While I agree with the second team that the business can either afford (or not) a certain amount of downtime and/or data loss, I also understand that backup and disaster recovery solutions come with a cost.  The shorter the RTO & RPO, the greater the cost.  In addition, solutions that are built to survive the loss of a datacenter or campus are more expensive than those that are built to survive a simple disk or server outage.  They cost more in terms of the software and hardware to make it possible — and especially in terms of the bandwidth required to satisfy an aggressive RTO or RPO.  You can’t do an RPO of less than 24-36 hours with trucks; you have to do it with replication.

This is how it plays out in my head.  Let’s say a given business unit says that one hour of downtime costs $1M.  This is after considering all of the factors, including loss of revenue and damage to the brand, etc.  So they say they decide that they can’t afford more than one hour of downtime.  No problem.  Now we go and design a solution to meet a 1-hour RTO.  Now suppose that the solution to satisfy that one-hour RTO costs $10M.  After hearing this, the IT department looks at alternatives, and it finds out that we can do a 12-hour RTO for $100K and a 6-hour RTO for $2M.

So for $10M, we are assured that we will lose only $1M in an outage.  For $2M we can have a 6-hour RTO, and for $100K we can have a 12-hour RTO.  That means that a severe outage would cost me $10M-11M ($10M + 1 hour of downtime at $1M), or $6M-$12M ($6M + $6M in downtime), or $100K-$12M ($100K + 12 hours of downtime).

A gambler would say that you’re looking at definitely losing (spending) $10M, $6M, or $100K and possibly losing $1M, $6M or $12M.  I would probably take option two or three — probably three.  I’d then put $9.9M I saved and make it work for me, and hopefully I’ll make more for the company with that $9.9M than the amount we will lose ($12M) if we have a major outage.

Now what if I told you that I could also give you an onsite 1-hour RTO for another $10K.  Wouldn’t you want to spend another $10K to prevent a loss greater than $1M, knowing full well that this solution will only work if the datacenter remains intact?  Of course you would.

So we’ll have a 12-hour RTO for a true disaster that takes out my datacenter, but we’ll have a 1-hour RTO as long as the outage is local and doesn’t take out the entire datacenter.

Guess what.  You just agreed to have two RTOs.  (All the same logic applies to RPOs, by the way.)

If everything cost the same, then I’d agree that each application should have one — and only one — RTO and RPO.  However, things do not cost the same.  That’s why I’m a firm believer in having two complete different sets of RTOs and RPOs.  You have one that you will live up to in most situations (e.g. dead disk array) and another that you hope you never have to live up to (loss of an entire building or campus).

What do you think?  Weigh in on this in the comments section.

Written by W. Curtis Preston (@wcpreston), four-time O'Reilly author, and host of The Backup Wrap-up podcast.
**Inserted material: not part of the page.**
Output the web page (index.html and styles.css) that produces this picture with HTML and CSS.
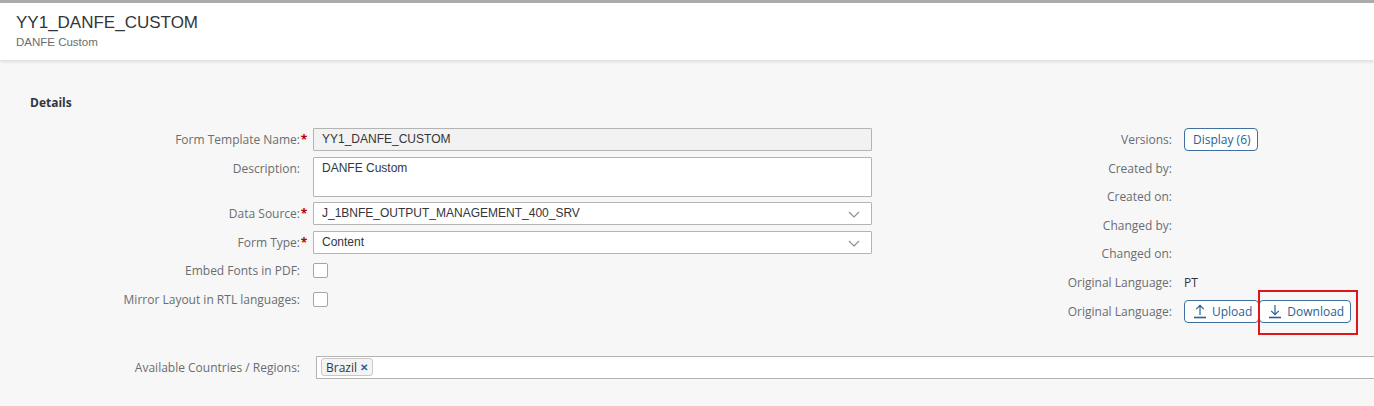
FILE: index.html
```html
<!DOCTYPE html>
<html>
<head>
<meta charset="utf-8">
<link rel="stylesheet" href="styles.css">
</head>
<body>
<div class="topline"></div>
<header class="header">
  <div class="title">YY1_DANFE_CUSTOM</div>
  <div class="subtitle">DANFE Custom</div>
</header>
<main class="page">
  <div class="section-title">Details</div>
  <div class="columns">
    <div class="form">
      <div class="label">Form Template Name:<span class="req">*</span></div>
      <div class="input readonly">YY1_DANFE_CUSTOM</div>

      <div class="label top">Description:<span class="req"></span></div>
      <div class="input area">DANFE Custom</div>

      <div class="label">Data Source:<span class="req">*</span></div>
      <div class="input select">J_1BNFE_OUTPUT_MANAGEMENT_400_SRV
        <svg class="chev" width="12" height="7" viewBox="0 0 12 7"><path d="M1 1 L6 6 L11 1" fill="none" stroke="#8a8d90" stroke-width="1.1"/></svg>
      </div>

      <div class="label">Form Type:<span class="req">*</span></div>
      <div class="input select">Content
        <svg class="chev" width="12" height="7" viewBox="0 0 12 7"><path d="M1 1 L6 6 L11 1" fill="none" stroke="#8a8d90" stroke-width="1.1"/></svg>
      </div>

      <div class="label">Embed Fonts in PDF:<span class="req"></span></div>
      <div class="checkrow"><span class="checkbox"></span></div>

      <div class="label">Mirror Layout in RTL languages:<span class="req"></span></div>
      <div class="checkrow"><span class="checkbox"></span></div>
    </div>

    <div class="side">
      <div class="slabel">Versions:</div>
      <div class="sval"><span class="btn">Display (6)</span></div>

      <div class="slabel">Created by:</div>
      <div class="sval"></div>

      <div class="slabel">Created on:</div>
      <div class="sval"></div>

      <div class="slabel">Changed by:</div>
      <div class="sval"></div>

      <div class="slabel">Changed on:</div>
      <div class="sval"></div>

      <div class="slabel">Original Language:</div>
      <div class="sval text">PT</div>

      <div class="slabel">Original Language:</div>
      <div class="sval">
        <span class="btn icon-btn">
          <svg width="14" height="16" viewBox="0 0 14 16"><path d="M7 2.5 V12 M3.2 6.2 L7 2.4 L10.8 6.2" fill="none" stroke="#2a5f93" stroke-width="1.2"/><path d="M1 14.5 H13" stroke="#2a5f93" stroke-width="1.6"/></svg>
          Upload
        </span>
        <span class="btn icon-btn highlight">
          <svg width="14" height="16" viewBox="0 0 14 16"><path d="M7 2 V11.5 M3.2 7.8 L7 11.6 L10.8 7.8" fill="none" stroke="#2a5f93" stroke-width="1.2"/><path d="M1 14.5 H13" stroke="#2a5f93" stroke-width="1.6"/></svg>
          Download
          <span class="redbox"></span>
        </span>
      </div>
    </div>
  </div>

  <div class="countries">
    <div class="label">Available Countries / Regions:<span class="req"></span></div>
    <div class="input multi"><span class="token">Brazil <span class="x">✕</span></span></div>
  </div>
</main>
</body>
</html>
```
FILE: styles.css
```css
html, body {
  margin: 0;
  padding: 0;
}
body {
  background: #f7f7f7;
  overflow: hidden;
  width: 1374px;
  height: 406px;
  font-family: "Open Sans", "Noto Sans", sans-serif;
  color: #32363a;
}
.topline {
  height: 3px;
  background: #ababab;
}
.header {
  background: #fff;
  padding: 9px 16px 10px;
  box-shadow: 0 2px 3px rgba(0,0,0,0.10);
  position: relative;
}
.title {
  font-family: "Liberation Sans", Arial, sans-serif;
  font-size: 17px;
  line-height: 21px;
  color: #32363a;
}
.subtitle {
  font-family: "Liberation Sans", Arial, sans-serif;
  font-size: 11.5px;
  line-height: 15px;
  margin-top: 2px;
  color: #6a6d70;
}
.page {
  padding-left: 30px;
}
.section-title {
  margin-top: 35px;
  font-size: 12px;
  font-weight: 700;
  line-height: 16px;
  color: #32363a;
}
.columns {
  display: flex;
  margin-top: 17px;
}
.form {
  display: grid;
  grid-template-columns: 278px 559px;
  grid-template-rows: 23px 40px 23px 23px 23px 23px;
  column-gap: 5px;
  row-gap: 5.6px;
  width: 842px;
  align-items: center;
}
.label {
  font-size: 12px;
  height: 23px;
  line-height: 23px;
  color: #6a6d70;
  text-align: right;
  white-space: nowrap;
  overflow: visible;
}
.label.top {
  align-self: start;
}
.req {
  display: inline-block;
  width: 8px;
  height: 23px;
  vertical-align: top;
  text-align: center;
  color: #bb0000;
  font-weight: 700;
}
.input {
  box-sizing: border-box;
  height: 23px;
  border: 1px solid #b4b4b4;
  border-radius: 1px;
  background: #fff;
  font-family: "Liberation Sans", Arial, sans-serif;
  font-size: 12px;
  line-height: 21px;
  padding-left: 8px;
  color: #32363a;
  position: relative;
}
.input.readonly {
  background: #f2f2f2;
}
.input.area {
  height: 40px;
  line-height: 15px;
  padding-top: 3px;
}
.chev {
  position: absolute;
  right: 11px;
  top: 8px;
}
.checkrow {
  height: 23px;
  display: flex;
  align-items: center;
}
.checkbox {
  box-sizing: border-box;
  width: 15px;
  height: 15px;
  border: 1px solid #a5a5a5;
  border-radius: 2px;
  background: #fff;
}
.side {
  display: grid;
  grid-template-columns: 300px auto;
  column-gap: 12px;
  row-gap: 5.6px;
  grid-auto-rows: 23px;
  align-items: center;
  align-content: start;
}
.slabel {
  font-size: 12px;
  color: #6a6d70;
  text-align: right;
  line-height: 23px;
  white-space: nowrap;
}
.sval {
  display: flex;
  height: 23px;
  align-items: center;
}
.sval.text {
  font-size: 12px;
  color: #32363a;
}
.btn {
  box-sizing: border-box;
  height: 23px;
  display: inline-flex;
  align-items: center;
  border: 1px solid #3f6f9f;
  border-radius: 4px;
  background: #fff;
  color: #2a5f93;
  font-size: 12px;
  padding: 0 6px 0 8px;
  white-space: nowrap;
  position: relative;
}
.icon-btn {
  padding: 0 6px 0 8px;
}
.icon-btn svg {
  margin-right: 5px;
}
.redbox {
  position: absolute;
  left: -2px;
  top: -11px;
  width: 100px;
  height: 45px;
  box-sizing: border-box;
  border: 2px solid #e0161c;
  pointer-events: none;
}
.countries {
  display: grid;
  grid-template-columns: 278px 1070px;
  column-gap: 8px;
  margin-top: 33px;
  align-items: center;
}
.input.multi {
  border-right: none;
  padding-left: 4px;
  display: flex;
  align-items: center;
}
.token {
  box-sizing: border-box;
  height: 18px;
  display: inline-flex;
  align-items: center;
  border: 1px solid #c8c8c8;
  border-radius: 3px;
  background: #f4f4f4;
  font-family: "Open Sans", sans-serif;
  font-size: 12px;
  color: #32363a;
  padding: 0 4px;
}
.x {
  color: #2a5f93;
  font-size: 10px;
  line-height: 14px;
  font-weight: 700;
  margin-left: 3px;
}
```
I am now the Technology Evangelist at Sullivan Strickler, which helps companies manage their legacy data

3 comments
  • There’s a big factor you didn’t include, the financial. Business insurance policies don’t typically cover server power supply failed frying PDU and all the disks. So the cost of downtime for the in data center sub-disaster is a cost to the business.

    BUT that same policy includes business interruption coverage for the covered threats. So if the data center building burns down the $10 million in biz interruption costs is covered by a check from The Hartford Insurance Co.
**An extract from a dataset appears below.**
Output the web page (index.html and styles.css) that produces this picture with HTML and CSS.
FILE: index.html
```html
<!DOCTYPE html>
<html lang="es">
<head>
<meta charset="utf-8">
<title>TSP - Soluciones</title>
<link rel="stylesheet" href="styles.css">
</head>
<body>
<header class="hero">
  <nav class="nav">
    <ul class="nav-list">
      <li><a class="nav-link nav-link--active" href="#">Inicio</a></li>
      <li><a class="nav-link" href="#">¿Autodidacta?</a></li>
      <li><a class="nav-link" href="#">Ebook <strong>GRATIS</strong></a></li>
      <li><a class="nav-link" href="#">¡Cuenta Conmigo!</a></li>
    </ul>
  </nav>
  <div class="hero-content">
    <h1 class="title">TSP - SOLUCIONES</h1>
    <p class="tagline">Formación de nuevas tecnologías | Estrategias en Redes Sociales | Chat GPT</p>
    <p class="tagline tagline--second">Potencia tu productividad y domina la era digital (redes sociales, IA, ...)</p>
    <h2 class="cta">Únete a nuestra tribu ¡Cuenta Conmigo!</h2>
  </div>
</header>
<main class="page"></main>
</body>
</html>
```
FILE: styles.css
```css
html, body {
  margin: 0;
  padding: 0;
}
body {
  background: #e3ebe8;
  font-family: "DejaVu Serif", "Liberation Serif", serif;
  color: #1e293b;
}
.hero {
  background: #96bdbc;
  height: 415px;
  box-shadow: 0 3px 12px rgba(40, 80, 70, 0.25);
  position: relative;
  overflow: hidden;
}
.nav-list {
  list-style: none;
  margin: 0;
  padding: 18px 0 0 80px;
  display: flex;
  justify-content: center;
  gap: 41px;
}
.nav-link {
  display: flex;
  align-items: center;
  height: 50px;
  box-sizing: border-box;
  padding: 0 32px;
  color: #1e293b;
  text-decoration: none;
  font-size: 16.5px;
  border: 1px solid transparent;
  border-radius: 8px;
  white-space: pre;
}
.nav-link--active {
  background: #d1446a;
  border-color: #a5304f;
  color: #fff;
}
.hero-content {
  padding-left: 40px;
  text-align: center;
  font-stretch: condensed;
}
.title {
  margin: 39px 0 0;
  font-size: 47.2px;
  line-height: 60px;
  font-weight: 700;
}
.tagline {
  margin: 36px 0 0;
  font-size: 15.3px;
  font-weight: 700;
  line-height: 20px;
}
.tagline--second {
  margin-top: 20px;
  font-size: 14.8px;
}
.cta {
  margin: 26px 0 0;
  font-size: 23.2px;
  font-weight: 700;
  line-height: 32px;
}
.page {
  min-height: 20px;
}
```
    I find it all too rare that people include who’s money we’re spending in the analysis. In general, costs incurred to prepare for a disaster (that is dollars, euros or shekels spent before the excrement strikes the air motion device) are your costs but costs that are RECOVERING from the disaster are paid out of insurance proceeds.

    So if I accept, and I do, that a real disaster sitewide can have a longer RTO (and longer RPO but just a bit longer say going from 1sec to 30min) don’t just look at the costs but also which of those costs are covered by insurance and how to structure your recovery plan to take advantage of that “free money”.

    An example would be to choose a DRaaS service where the cloud VMs cost more than AWS AMIs but the monthly cost of streaming your data to the cloud is lower.

    • I thought I put in a lot of financial stuff! It’s all about the costs of the solution vs the potential business loss of a disaster. I think what you’re saying is that I didn’t include the insurance aspect, and that’s a solid point.

  • Most companies think they do this today. They spend money on local resilience to avoid single points of failure. Some companies definitely do this via dedicated technologies or application design. They balance this spend with the cost of downtime. For DR, they spend on different technologies to provide wide-area resilience.

    I would call this “protecting from what will happen” versus “protecting from what might happen”. This gives us your point: two different sets of SLOs.